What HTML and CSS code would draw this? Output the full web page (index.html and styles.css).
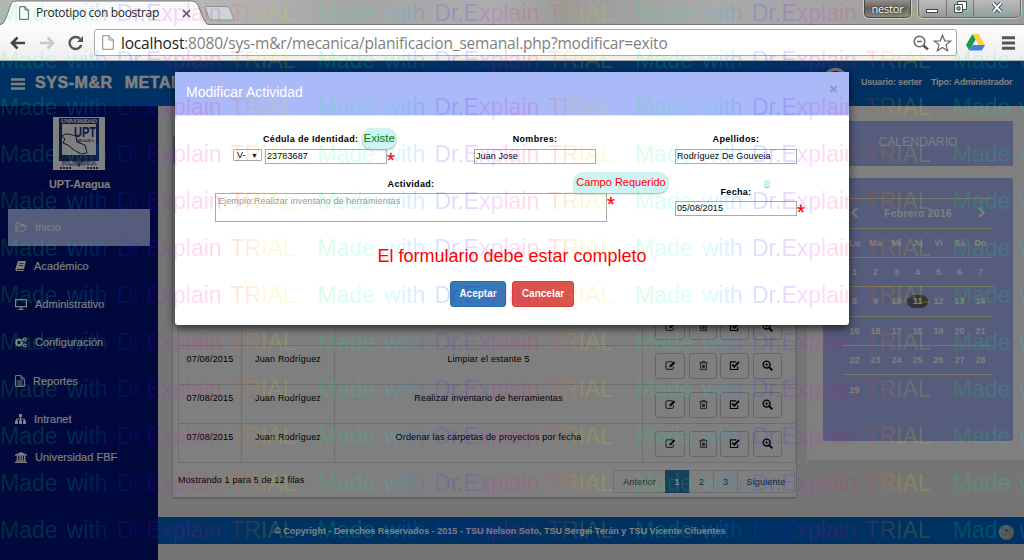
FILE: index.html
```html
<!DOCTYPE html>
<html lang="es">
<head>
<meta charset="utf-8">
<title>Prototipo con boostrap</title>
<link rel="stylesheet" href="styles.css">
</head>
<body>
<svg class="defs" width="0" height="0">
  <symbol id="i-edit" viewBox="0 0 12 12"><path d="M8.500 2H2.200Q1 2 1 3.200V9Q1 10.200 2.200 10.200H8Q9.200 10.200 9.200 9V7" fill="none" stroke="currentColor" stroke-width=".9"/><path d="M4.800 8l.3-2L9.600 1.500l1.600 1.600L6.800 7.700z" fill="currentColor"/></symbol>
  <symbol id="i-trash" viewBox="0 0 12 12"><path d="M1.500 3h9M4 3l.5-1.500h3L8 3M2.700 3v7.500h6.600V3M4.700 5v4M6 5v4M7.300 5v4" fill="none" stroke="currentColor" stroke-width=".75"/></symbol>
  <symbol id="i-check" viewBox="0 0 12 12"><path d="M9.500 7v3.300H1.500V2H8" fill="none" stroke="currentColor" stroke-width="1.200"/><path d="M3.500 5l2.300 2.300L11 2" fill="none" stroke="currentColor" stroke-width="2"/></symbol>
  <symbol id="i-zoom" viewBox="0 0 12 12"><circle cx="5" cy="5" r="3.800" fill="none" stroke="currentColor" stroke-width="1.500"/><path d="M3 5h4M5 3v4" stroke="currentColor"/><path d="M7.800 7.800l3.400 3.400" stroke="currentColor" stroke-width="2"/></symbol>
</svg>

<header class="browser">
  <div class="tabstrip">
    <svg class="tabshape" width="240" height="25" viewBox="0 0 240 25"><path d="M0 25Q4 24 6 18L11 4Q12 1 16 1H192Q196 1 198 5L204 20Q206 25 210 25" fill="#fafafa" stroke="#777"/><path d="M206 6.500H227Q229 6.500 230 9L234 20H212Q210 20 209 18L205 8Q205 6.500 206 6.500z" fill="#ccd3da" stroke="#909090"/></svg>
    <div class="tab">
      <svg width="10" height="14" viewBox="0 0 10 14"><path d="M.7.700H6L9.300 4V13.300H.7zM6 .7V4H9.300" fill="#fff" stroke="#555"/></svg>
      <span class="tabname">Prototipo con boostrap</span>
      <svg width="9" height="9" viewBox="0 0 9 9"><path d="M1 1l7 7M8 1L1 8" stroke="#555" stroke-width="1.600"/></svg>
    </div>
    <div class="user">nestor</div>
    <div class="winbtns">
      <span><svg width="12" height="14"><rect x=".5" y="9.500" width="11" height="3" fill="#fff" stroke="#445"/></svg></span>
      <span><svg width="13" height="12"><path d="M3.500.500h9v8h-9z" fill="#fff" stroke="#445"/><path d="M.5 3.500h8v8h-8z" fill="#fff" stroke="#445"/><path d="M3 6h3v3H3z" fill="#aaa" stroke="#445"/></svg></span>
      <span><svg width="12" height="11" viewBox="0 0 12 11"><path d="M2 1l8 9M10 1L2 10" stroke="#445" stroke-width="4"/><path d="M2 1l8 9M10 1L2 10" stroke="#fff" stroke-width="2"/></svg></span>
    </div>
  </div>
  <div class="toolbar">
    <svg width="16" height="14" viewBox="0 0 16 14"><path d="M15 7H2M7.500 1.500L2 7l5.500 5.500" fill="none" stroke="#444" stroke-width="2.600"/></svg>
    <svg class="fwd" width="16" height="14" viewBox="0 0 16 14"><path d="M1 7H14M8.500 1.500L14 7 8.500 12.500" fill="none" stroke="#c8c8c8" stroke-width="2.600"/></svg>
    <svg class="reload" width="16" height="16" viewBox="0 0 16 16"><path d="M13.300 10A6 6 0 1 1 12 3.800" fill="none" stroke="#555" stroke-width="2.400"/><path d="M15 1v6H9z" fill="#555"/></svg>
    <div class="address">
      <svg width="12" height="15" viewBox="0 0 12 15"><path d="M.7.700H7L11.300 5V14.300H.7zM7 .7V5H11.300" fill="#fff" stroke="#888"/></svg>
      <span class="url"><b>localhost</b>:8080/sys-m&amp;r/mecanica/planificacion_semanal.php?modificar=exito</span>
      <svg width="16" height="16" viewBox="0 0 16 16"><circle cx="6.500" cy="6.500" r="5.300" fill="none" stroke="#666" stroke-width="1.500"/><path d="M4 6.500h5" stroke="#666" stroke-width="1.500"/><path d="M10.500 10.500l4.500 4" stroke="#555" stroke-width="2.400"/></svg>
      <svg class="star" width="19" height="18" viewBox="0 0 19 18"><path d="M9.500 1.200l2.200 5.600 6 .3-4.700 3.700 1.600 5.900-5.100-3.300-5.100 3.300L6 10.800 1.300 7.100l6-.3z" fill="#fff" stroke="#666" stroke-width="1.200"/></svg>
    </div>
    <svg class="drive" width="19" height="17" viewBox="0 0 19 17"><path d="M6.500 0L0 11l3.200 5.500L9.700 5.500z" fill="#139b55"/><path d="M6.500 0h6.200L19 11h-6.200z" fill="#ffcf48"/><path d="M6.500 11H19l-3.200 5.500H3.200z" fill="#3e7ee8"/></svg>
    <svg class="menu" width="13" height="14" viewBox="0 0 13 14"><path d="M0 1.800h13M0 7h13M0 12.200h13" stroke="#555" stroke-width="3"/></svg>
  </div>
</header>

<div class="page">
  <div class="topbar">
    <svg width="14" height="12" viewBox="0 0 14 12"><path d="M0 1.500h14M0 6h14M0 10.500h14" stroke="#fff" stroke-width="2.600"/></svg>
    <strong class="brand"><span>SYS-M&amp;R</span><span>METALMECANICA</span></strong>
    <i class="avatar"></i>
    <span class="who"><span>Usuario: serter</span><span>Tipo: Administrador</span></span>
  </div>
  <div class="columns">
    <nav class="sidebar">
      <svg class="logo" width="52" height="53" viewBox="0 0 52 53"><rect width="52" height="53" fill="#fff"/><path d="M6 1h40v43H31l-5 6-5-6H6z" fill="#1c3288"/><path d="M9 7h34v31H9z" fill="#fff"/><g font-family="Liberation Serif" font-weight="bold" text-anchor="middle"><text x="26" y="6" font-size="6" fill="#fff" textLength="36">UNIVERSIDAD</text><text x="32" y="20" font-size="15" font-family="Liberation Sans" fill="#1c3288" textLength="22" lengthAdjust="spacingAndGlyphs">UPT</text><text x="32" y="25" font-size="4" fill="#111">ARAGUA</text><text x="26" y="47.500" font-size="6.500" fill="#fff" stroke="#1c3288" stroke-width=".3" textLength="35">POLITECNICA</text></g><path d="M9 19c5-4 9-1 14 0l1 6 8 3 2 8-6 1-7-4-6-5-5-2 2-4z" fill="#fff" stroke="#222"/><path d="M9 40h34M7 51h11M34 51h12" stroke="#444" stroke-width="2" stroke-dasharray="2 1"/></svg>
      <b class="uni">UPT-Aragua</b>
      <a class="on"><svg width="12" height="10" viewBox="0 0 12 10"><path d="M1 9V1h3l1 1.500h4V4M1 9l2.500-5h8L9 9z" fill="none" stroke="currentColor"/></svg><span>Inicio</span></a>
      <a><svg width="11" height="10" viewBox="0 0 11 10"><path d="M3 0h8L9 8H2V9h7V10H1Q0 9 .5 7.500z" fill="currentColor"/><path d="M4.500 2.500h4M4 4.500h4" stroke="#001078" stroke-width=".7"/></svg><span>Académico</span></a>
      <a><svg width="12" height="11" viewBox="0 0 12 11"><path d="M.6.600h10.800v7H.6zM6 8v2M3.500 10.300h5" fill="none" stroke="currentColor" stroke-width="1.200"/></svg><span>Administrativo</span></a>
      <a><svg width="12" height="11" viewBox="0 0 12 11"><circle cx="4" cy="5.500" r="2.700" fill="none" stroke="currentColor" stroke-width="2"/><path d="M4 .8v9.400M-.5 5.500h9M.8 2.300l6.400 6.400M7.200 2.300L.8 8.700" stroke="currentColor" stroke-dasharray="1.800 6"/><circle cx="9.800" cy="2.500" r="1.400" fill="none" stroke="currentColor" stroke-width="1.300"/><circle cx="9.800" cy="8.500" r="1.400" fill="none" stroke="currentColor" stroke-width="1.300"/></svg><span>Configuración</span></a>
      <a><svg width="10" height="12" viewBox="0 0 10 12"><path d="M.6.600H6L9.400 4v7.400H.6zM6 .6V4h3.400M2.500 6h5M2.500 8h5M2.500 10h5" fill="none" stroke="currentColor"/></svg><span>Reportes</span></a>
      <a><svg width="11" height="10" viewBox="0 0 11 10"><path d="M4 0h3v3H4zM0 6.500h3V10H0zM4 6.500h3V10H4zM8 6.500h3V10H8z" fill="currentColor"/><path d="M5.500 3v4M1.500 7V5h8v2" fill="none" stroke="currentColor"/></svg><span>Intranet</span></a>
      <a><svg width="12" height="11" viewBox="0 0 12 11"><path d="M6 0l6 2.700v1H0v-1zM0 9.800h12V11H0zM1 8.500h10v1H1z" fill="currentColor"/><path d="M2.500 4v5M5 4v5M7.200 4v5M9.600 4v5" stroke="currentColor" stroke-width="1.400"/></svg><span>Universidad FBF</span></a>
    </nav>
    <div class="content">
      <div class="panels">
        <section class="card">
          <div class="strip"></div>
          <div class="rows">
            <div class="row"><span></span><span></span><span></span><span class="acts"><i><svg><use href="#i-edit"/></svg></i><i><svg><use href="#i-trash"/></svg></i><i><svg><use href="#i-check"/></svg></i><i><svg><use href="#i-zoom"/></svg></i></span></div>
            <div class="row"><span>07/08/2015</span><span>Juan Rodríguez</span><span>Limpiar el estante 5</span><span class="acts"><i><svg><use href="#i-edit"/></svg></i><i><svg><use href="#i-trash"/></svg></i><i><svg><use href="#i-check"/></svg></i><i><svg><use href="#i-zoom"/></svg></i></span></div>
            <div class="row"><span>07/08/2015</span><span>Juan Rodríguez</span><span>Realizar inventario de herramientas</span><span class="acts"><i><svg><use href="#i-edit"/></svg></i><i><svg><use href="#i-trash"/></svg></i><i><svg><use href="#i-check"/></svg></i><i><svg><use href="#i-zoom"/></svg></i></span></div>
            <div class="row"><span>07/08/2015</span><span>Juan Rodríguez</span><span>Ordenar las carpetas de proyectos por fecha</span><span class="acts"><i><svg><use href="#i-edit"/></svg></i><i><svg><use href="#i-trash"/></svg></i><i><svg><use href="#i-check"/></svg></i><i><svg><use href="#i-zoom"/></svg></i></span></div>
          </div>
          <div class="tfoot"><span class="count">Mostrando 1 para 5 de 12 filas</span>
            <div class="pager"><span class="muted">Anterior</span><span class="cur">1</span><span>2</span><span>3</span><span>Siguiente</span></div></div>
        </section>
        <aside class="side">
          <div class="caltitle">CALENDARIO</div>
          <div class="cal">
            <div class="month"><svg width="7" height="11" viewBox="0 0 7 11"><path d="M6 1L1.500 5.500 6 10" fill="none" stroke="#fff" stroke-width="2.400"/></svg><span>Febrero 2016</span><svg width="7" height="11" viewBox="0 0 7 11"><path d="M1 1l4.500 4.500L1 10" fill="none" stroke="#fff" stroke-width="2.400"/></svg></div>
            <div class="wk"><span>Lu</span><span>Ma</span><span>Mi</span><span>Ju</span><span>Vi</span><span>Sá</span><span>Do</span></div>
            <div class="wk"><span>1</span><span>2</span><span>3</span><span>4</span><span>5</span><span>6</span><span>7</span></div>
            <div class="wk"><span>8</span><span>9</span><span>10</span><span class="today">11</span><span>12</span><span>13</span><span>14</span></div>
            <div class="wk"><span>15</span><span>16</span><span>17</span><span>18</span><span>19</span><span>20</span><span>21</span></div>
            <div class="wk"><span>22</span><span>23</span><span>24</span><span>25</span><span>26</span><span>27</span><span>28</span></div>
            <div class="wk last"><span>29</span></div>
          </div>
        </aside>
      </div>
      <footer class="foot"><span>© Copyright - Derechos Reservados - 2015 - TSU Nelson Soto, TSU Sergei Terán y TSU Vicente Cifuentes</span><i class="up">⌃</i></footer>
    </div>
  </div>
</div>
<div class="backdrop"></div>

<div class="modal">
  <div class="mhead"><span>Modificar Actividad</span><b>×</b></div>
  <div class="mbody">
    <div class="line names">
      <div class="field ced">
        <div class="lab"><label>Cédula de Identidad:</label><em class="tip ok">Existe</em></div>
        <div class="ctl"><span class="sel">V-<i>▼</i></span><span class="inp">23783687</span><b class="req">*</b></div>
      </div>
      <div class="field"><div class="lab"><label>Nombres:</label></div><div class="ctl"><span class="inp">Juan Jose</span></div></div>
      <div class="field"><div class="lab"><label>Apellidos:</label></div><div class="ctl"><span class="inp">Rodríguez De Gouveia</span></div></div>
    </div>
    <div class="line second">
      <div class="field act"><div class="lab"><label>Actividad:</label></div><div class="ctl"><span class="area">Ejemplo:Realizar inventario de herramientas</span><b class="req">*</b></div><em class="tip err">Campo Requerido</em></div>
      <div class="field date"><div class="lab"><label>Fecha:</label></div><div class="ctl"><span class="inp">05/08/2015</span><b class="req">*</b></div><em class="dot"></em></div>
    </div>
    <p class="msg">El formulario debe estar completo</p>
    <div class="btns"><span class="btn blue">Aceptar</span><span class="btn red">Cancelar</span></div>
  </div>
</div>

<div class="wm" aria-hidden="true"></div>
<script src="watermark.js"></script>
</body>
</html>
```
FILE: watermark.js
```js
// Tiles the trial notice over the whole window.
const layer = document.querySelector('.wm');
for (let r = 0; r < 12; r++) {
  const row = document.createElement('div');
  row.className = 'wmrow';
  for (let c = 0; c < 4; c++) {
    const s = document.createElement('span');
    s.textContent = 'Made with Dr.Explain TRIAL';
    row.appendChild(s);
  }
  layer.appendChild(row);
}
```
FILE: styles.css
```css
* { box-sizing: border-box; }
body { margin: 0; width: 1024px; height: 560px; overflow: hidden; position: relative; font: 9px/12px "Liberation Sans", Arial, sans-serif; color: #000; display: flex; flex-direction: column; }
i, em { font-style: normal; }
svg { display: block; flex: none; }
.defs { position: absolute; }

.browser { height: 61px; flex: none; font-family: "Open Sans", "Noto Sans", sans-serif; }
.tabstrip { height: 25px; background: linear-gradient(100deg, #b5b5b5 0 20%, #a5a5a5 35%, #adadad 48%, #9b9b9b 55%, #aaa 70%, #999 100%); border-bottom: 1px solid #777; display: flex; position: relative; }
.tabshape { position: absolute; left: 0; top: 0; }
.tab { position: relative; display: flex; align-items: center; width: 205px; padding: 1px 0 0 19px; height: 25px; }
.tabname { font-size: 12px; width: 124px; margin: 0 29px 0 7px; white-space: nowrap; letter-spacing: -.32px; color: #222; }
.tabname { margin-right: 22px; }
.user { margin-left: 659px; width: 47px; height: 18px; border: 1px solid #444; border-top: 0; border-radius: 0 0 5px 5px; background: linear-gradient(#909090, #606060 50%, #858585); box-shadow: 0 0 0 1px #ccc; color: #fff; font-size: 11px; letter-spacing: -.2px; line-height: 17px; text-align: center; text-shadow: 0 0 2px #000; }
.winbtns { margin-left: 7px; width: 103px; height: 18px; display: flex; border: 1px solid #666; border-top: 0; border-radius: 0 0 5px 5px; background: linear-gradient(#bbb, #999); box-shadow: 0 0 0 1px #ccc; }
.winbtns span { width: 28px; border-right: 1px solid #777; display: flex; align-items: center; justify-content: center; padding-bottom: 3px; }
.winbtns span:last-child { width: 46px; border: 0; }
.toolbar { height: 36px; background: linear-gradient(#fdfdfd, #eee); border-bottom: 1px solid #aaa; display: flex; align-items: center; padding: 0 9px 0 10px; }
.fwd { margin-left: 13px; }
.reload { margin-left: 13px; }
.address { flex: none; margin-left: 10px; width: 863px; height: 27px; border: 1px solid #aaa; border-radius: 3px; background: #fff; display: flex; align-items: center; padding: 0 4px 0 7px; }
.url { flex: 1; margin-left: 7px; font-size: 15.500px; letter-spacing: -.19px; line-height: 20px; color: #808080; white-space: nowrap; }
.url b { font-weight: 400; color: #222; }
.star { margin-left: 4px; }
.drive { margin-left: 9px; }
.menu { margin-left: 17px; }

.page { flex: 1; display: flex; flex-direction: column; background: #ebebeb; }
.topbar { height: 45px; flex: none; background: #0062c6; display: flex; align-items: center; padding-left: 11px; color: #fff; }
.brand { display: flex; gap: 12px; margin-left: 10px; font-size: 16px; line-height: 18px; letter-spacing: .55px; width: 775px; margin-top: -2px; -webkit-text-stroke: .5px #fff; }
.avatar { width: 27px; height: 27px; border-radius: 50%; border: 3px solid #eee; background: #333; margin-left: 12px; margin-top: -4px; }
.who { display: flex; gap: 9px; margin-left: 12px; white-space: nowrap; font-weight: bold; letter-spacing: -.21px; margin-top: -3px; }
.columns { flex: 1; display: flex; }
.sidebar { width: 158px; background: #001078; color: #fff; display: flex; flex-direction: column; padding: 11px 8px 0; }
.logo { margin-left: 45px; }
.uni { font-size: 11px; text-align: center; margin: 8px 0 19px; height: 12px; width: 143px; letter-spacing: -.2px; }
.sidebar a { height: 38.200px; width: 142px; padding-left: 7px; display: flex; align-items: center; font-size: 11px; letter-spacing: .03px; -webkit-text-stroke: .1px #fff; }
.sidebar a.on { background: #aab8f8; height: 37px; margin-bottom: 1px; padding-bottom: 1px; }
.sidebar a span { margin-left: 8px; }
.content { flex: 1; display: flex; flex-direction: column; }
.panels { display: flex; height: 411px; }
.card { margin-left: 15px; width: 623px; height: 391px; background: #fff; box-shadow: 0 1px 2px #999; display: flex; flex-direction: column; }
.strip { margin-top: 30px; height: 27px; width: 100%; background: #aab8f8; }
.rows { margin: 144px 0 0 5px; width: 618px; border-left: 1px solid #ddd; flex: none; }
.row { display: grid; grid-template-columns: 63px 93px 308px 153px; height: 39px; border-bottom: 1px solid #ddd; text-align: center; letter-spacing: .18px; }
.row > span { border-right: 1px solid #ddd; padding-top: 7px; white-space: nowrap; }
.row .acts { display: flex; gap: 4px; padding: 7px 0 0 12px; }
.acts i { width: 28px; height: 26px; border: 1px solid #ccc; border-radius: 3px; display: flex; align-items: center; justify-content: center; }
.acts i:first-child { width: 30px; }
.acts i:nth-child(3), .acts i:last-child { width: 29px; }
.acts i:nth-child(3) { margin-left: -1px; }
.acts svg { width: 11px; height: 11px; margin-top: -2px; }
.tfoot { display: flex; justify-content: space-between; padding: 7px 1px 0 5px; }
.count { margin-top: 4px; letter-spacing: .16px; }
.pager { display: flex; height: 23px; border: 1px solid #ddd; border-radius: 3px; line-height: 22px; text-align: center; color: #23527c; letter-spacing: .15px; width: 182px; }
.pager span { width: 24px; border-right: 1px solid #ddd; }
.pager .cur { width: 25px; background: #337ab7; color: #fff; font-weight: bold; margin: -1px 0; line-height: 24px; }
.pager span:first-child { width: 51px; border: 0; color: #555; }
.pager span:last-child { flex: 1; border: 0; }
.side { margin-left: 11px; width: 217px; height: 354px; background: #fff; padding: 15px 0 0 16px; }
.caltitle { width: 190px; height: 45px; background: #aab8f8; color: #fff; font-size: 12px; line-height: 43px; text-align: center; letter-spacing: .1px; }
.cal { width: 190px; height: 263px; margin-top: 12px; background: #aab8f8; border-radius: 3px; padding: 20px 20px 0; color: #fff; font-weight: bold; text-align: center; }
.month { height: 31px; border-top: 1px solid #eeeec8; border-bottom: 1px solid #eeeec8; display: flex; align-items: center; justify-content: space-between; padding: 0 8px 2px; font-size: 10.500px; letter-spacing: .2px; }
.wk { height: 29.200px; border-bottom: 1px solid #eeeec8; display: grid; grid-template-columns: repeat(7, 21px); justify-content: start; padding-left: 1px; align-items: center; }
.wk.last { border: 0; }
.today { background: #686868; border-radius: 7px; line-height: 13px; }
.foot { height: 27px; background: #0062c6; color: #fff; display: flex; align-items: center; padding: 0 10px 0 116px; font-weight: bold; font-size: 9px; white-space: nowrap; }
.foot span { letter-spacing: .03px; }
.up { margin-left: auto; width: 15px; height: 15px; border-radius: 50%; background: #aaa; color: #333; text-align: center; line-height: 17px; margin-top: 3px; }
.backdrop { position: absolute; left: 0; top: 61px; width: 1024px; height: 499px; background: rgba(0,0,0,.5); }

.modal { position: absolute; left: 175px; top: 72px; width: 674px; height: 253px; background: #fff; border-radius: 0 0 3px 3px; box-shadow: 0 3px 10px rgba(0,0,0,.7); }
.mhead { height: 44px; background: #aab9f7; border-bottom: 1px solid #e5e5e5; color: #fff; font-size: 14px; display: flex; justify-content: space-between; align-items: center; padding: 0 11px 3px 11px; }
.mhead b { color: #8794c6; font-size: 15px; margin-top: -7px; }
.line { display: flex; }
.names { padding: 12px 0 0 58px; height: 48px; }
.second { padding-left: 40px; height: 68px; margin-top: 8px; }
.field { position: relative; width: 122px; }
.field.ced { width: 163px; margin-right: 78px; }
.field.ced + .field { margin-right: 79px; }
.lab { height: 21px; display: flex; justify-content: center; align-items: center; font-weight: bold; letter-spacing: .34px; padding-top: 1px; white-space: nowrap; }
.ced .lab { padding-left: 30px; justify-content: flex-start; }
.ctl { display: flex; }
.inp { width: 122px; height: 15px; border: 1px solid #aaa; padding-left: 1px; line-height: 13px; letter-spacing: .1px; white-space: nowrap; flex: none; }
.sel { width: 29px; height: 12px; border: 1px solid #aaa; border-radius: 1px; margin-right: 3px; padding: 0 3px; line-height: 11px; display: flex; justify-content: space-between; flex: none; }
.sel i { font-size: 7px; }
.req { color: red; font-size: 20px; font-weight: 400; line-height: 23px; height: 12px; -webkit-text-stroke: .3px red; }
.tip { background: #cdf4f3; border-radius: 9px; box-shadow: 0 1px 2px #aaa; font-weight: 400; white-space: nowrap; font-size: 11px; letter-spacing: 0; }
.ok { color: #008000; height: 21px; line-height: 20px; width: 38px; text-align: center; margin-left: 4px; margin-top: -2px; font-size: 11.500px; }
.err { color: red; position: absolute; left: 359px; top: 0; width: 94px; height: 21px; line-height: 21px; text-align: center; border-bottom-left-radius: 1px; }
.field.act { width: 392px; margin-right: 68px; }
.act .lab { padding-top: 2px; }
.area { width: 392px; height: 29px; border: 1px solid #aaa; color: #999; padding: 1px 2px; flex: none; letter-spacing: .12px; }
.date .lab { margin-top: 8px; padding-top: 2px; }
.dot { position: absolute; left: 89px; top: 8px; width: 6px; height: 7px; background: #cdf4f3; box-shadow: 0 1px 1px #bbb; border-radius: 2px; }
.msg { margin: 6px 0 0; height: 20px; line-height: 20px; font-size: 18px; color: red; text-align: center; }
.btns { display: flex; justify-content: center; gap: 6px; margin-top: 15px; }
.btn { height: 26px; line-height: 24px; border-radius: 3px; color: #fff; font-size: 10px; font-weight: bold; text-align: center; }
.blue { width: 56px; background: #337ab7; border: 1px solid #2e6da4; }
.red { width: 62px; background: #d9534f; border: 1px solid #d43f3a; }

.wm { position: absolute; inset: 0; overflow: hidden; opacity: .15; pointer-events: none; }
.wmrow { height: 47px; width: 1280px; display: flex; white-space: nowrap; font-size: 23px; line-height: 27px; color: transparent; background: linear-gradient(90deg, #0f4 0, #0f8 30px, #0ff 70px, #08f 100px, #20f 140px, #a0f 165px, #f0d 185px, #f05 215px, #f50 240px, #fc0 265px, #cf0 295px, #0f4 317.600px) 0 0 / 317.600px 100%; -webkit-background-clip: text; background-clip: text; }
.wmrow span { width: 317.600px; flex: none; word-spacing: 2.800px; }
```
◆ ◆ ◆
◆ **AIM**
For this exercise, gather every line of the data that contains the word "index".

◆ **RESULT FOR THIS TASK**
What HTML and CSS code would draw this? Output the full web page (index.html and styles.css).
FILE: index.html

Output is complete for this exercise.